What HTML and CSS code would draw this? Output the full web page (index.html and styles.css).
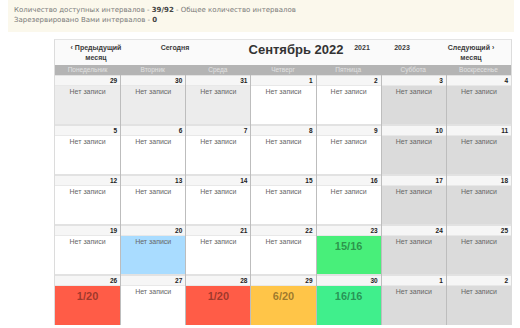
FILE: index.html
```html
<!DOCTYPE html>
<html lang="ru">
<head>
<meta charset="utf-8">
<link rel="stylesheet" href="styles.css">
</head>
<body>
<div class="info">
  <div>Количество доступных интервалов - <b>39/92</b> - Общее количество интервалов</div>
  <div>Зарезервировано Вами интервалов - <b>0</b></div>
</div>
<div class="cal">
  <div class="nav">
    <div class="prev">‹ Предыдущий<br>месяц</div>
    <div class="today">Сегодня</div>
    <div class="title">Сентябрь 2022</div>
    <div class="y1">2021</div>
    <div class="y2">2023</div>
    <div class="next">Следующий ›<br>месяц</div>
  </div>
  <div class="dows">
    <div>Понедельник</div><div>Вторник</div><div>Среда</div><div>Четверг</div><div>Пятница</div><div>Суббота</div><div>Воскресенье</div>
  </div>
  <div class="week">
    <div class="day past"><div class="num">29</div><div class="body">Нет записи</div></div>
    <div class="day past"><div class="num">30</div><div class="body">Нет записи</div></div>
    <div class="day past"><div class="num">31</div><div class="body">Нет записи</div></div>
    <div class="day"><div class="num">1</div><div class="body">Нет записи</div></div>
    <div class="day"><div class="num">2</div><div class="body">Нет записи</div></div>
    <div class="day off"><div class="num">3</div><div class="body">Нет записи</div></div>
    <div class="day off"><div class="num">4</div><div class="body">Нет записи</div></div>
  </div>
  <div class="week">
    <div class="day"><div class="num">5</div><div class="body">Нет записи</div></div>
    <div class="day"><div class="num">6</div><div class="body">Нет записи</div></div>
    <div class="day"><div class="num">7</div><div class="body">Нет записи</div></div>
    <div class="day"><div class="num">8</div><div class="body">Нет записи</div></div>
    <div class="day"><div class="num">9</div><div class="body">Нет записи</div></div>
    <div class="day off"><div class="num">10</div><div class="body">Нет записи</div></div>
    <div class="day off"><div class="num">11</div><div class="body">Нет записи</div></div>
  </div>
  <div class="week">
    <div class="day"><div class="num">12</div><div class="body">Нет записи</div></div>
    <div class="day"><div class="num">13</div><div class="body">Нет записи</div></div>
    <div class="day"><div class="num">14</div><div class="body">Нет записи</div></div>
    <div class="day"><div class="num">15</div><div class="body">Нет записи</div></div>
    <div class="day"><div class="num">16</div><div class="body">Нет записи</div></div>
    <div class="day off"><div class="num">17</div><div class="body">Нет записи</div></div>
    <div class="day off"><div class="num">18</div><div class="body">Нет записи</div></div>
  </div>
  <div class="week">
    <div class="day"><div class="num">19</div><div class="body">Нет записи</div></div>
    <div class="day sel"><div class="num">20</div><div class="body">Нет записи</div></div>
    <div class="day"><div class="num">21</div><div class="body">Нет записи</div></div>
    <div class="day"><div class="num">22</div><div class="body">Нет записи</div></div>
    <div class="day green"><div class="num">23</div><div class="body count">15/16</div></div>
    <div class="day off"><div class="num">24</div><div class="body">Нет записи</div></div>
    <div class="day off"><div class="num">25</div><div class="body">Нет записи</div></div>
  </div>
  <div class="week last">
    <div class="day red"><div class="num">26</div><div class="body count">1/20</div></div>
    <div class="day"><div class="num">27</div><div class="body">Нет записи</div></div>
    <div class="day red"><div class="num">28</div><div class="body count">1/20</div></div>
    <div class="day orange"><div class="num">29</div><div class="body count">6/20</div></div>
    <div class="day green2"><div class="num">30</div><div class="body count">16/16</div></div>
    <div class="day off"><div class="num">1</div><div class="body">Нет записи</div></div>
    <div class="day off"><div class="num">2</div><div class="body">Нет записи</div></div>
  </div>
</div>
</body>
</html>
```
FILE: styles.css
```css
html, body {
  margin: 0;
  padding: 0;
  background: #fff;
}
body {
  font-family: "Liberation Sans", Arial, sans-serif;
  color: #333;
}
.info {
  margin: 0 6px 0 8px;
  height: 32px;
  box-sizing: border-box;
  padding: 5px 6px 0 6px;
  background: #fbf8ec;
  font-family: "DejaVu Sans", Verdana, sans-serif;
  font-size: 7px;
  line-height: 10px;
  color: #7a7a7a;
}
.info b {
  color: #444;
  font-weight: bold;
}
.cal {
  margin: 7px 0 0 54px;
  width: 458px;
  background: #fafafa;
  border-left: 1px solid #dcdcdc;
  border-right: 1px solid #dcdcdc;
  border-top: 1px solid #e4e4e4;
  box-sizing: border-box;
  font-size: 7px;
}
.nav {
  height: 25px;
  display: flex;
  font-weight: bold;
  color: #3a3a3a;
  line-height: 10px;
}
.nav > div {
  text-align: center;
  padding-top: 3px;
  box-sizing: border-box;
}
.nav .prev { width: 82px; }
.nav .today { width: 76px; }
.nav .title {
  width: 138px;
  padding-left: 28px;
  font-size: 13px;
  line-height: 14px;
  padding-top: 3px;
  color: #333;
}
.nav .y1 { width: 22px; }
.nav .y2 { width: 58px; }
.nav .next { width: 80px; }
.dows {
  display: grid;
  grid-template-columns: repeat(7, 1fr);
  height: 10px;
  background: #b4b4b4;
  color: #e2e2e2;
  line-height: 10px;
  text-align: center;
  font-size: 6.5px;
}
.week {
  display: grid;
  grid-template-columns: repeat(7, 1fr);
  height: 50px;
}
.day {
  display: flex;
  flex-direction: column;
  border-left: 1px solid #bdbdbd;
  background: #fff;
}
.day:first-child {
  border-left: 0;
}
.num {
  height: 11px;
  box-sizing: border-box;
  background: #f6f6f6;
  border-top: 1px solid #e2e2e2;
  border-bottom: 1px solid #e8e8e8;
  text-align: right;
  padding-right: 3px;
  font-weight: bold;
  line-height: 10px;
  font-size: 6.5px;
  color: #222;
}
.body {
  flex: 1;
  text-align: center;
  color: #666;
  padding-top: 1px;
  line-height: 9px;
  border-bottom: 1px solid #e2e2e2;
}
.week.last .body {
  border-bottom: 0;
}
.past .body { background: #ececec; }
.off .body { background: #dbdbdb; }
.sel .body { background: #a9dcff; }
.green .body { background: #48ef7a; }
.green2 .body { background: #40ef8c; }
.red .body { background: #ff5c47; }
.orange .body { background: #ffc548; }
.count {
  font-size: 11px;
  font-weight: bold;
  line-height: 14px;
  padding-top: 3px;
  color: rgba(0, 0, 0, 0.4);
}
```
******************************
- _Problem to work on_
Give an exact copy of the material, leaving out every picture.

- _Output for this task_
What HTML and CSS code would draw this? Output the full web page (index.html and styles.css).
FILE: index.html
```html
<!DOCTYPE html>
<html lang="ru">
<head>
<meta charset="utf-8">
<link rel="stylesheet" href="styles.css">
</head>
<body>
<div class="info">
  <div>Количество доступных интервалов - <b>39/92</b> - Общее количество интервалов</div>
  <div>Зарезервировано Вами интервалов - <b>0</b></div>
</div>
<div class="cal">
  <div class="nav">
    <div class="prev">‹ Предыдущий<br>месяц</div>
    <div class="today">Сегодня</div>
    <div class="title">Сентябрь 2022</div>
    <div class="y1">2021</div>
    <div class="y2">2023</div>
    <div class="next">Следующий ›<br>месяц</div>
  </div>
  <div class="dows">
    <div>Понедельник</div><div>Вторник</div><div>Среда</div><div>Четверг</div><div>Пятница</div><div>Суббота</div><div>Воскресенье</div>
  </div>
  <div class="week">
    <div class="day past"><div class="num">29</div><div class="body">Нет записи</div></div>
    <div class="day past"><div class="num">30</div><div class="body">Нет записи</div></div>
    <div class="day past"><div class="num">31</div><div class="body">Нет записи</div></div>
    <div class="day"><div class="num">1</div><div class="body">Нет записи</div></div>
    <div class="day"><div class="num">2</div><div class="body">Нет записи</div></div>
    <div class="day off"><div class="num">3</div><div class="body">Нет записи</div></div>
    <div class="day off"><div class="num">4</div><div class="body">Нет записи</div></div>
  </div>
  <div class="week">
    <div class="day"><div class="num">5</div><div class="body">Нет записи</div></div>
    <div class="day"><div class="num">6</div><div class="body">Нет записи</div></div>
    <div class="day"><div class="num">7</div><div class="body">Нет записи</div></div>
    <div class="day"><div class="num">8</div><div class="body">Нет записи</div></div>
    <div class="day"><div class="num">9</div><div class="body">Нет записи</div></div>
    <div class="day off"><div class="num">10</div><div class="body">Нет записи</div></div>
    <div class="day off"><div class="num">11</div><div class="body">Нет записи</div></div>
  </div>
  <div class="week">
    <div class="day"><div class="num">12</div><div class="body">Нет записи</div></div>
    <div class="day"><div class="num">13</div><div class="body">Нет записи</div></div>
    <div class="day"><div class="num">14</div><div class="body">Нет записи</div></div>
    <div class="day"><div class="num">15</div><div class="body">Нет записи</div></div>
    <div class="day"><div class="num">16</div><div class="body">Нет записи</div></div>
    <div class="day off"><div class="num">17</div><div class="body">Нет записи</div></div>
    <div class="day off"><div class="num">18</div><div class="body">Нет записи</div></div>
  </div>
  <div class="week">
    <div class="day"><div class="num">19</div><div class="body">Нет записи</div></div>
    <div class="day sel"><div class="num">20</div><div class="body">Нет записи</div></div>
    <div class="day"><div class="num">21</div><div class="body">Нет записи</div></div>
    <div class="day"><div class="num">22</div><div class="body">Нет записи</div></div>
    <div class="day green"><div class="num">23</div><div class="body count">15/16</div></div>
    <div class="day off"><div class="num">24</div><div class="body">Нет записи</div></div>
    <div class="day off"><div class="num">25</div><div class="body">Нет записи</div></div>
  </div>
  <div class="week last">
    <div class="day red"><div class="num">26</div><div class="body count">1/20</div></div>
    <div class="day"><div class="num">27</div><div class="body">Нет записи</div></div>
    <div class="day red"><div class="num">28</div><div class="body count">1/20</div></div>
    <div class="day orange"><div class="num">29</div><div class="body count">6/20</div></div>
    <div class="day green2"><div class="num">30</div><div class="body count">16/16</div></div>
    <div class="day off"><div class="num">1</div><div class="body">Нет записи</div></div>
    <div class="day off"><div class="num">2</div><div class="body">Нет записи</div></div>
  </div>
</div>
</body>
</html>
```
FILE: styles.css
```css
html, body {
  margin: 0;
  padding: 0;
  background: #fff;
}
body {
  font-family: "Liberation Sans", Arial, sans-serif;
  color: #333;
}
.info {
  margin: 0 6px 0 8px;
  height: 32px;
  box-sizing: border-box;
  padding: 5px 6px 0 6px;
  background: #fbf8ec;
  font-family: "DejaVu Sans", Verdana, sans-serif;
  font-size: 7px;
  line-height: 10px;
  color: #7a7a7a;
}
.info b {
  color: #444;
  font-weight: bold;
}
.cal {
  margin: 7px 0 0 54px;
  width: 458px;
  background: #fafafa;
  border-left: 1px solid #dcdcdc;
  border-right: 1px solid #dcdcdc;
  border-top: 1px solid #e4e4e4;
  box-sizing: border-box;
  font-size: 7px;
}
.nav {
  height: 25px;
  display: flex;
  font-weight: bold;
  color: #3a3a3a;
  line-height: 10px;
}
.nav > div {
  text-align: center;
  padding-top: 3px;
  box-sizing: border-box;
}
.nav .prev { width: 82px; }
.nav .today { width: 76px; }
.nav .title {
  width: 138px;
  padding-left: 28px;
  font-size: 13px;
  line-height: 14px;
  padding-top: 3px;
  color: #333;
}
.nav .y1 { width: 22px; }
.nav .y2 { width: 58px; }
.nav .next { width: 80px; }
.dows {
  display: grid;
  grid-template-columns: repeat(7, 1fr);
  height: 10px;
  background: #b4b4b4;
  color: #e2e2e2;
  line-height: 10px;
  text-align: center;
  font-size: 6.5px;
}
.week {
  display: grid;
  grid-template-columns: repeat(7, 1fr);
  height: 50px;
}
.day {
  display: flex;
  flex-direction: column;
  border-left: 1px solid #bdbdbd;
  background: #fff;
}
.day:first-child {
  border-left: 0;
}
.num {
  height: 11px;
  box-sizing: border-box;
  background: #f6f6f6;
  border-top: 1px solid #e2e2e2;
  border-bottom: 1px solid #e8e8e8;
  text-align: right;
  padding-right: 3px;
  font-weight: bold;
  line-height: 10px;
  font-size: 6.5px;
  color: #222;
}
.body {
  flex: 1;
  text-align: center;
  color: #666;
  padding-top: 1px;
  line-height: 9px;
  border-bottom: 1px solid #e2e2e2;
}
.week.last .body {
  border-bottom: 0;
}
.past .body { background: #ececec; }
.off .body { background: #dbdbdb; }
.sel .body { background: #a9dcff; }
.green .body { background: #48ef7a; }
.green2 .body { background: #40ef8c; }
.red .body { background: #ff5c47; }
.orange .body { background: #ffc548; }
.count {
  font-size: 11px;
  font-weight: bold;
  line-height: 14px;
  padding-top: 3px;
  color: rgba(0, 0, 0, 0.4);
}
```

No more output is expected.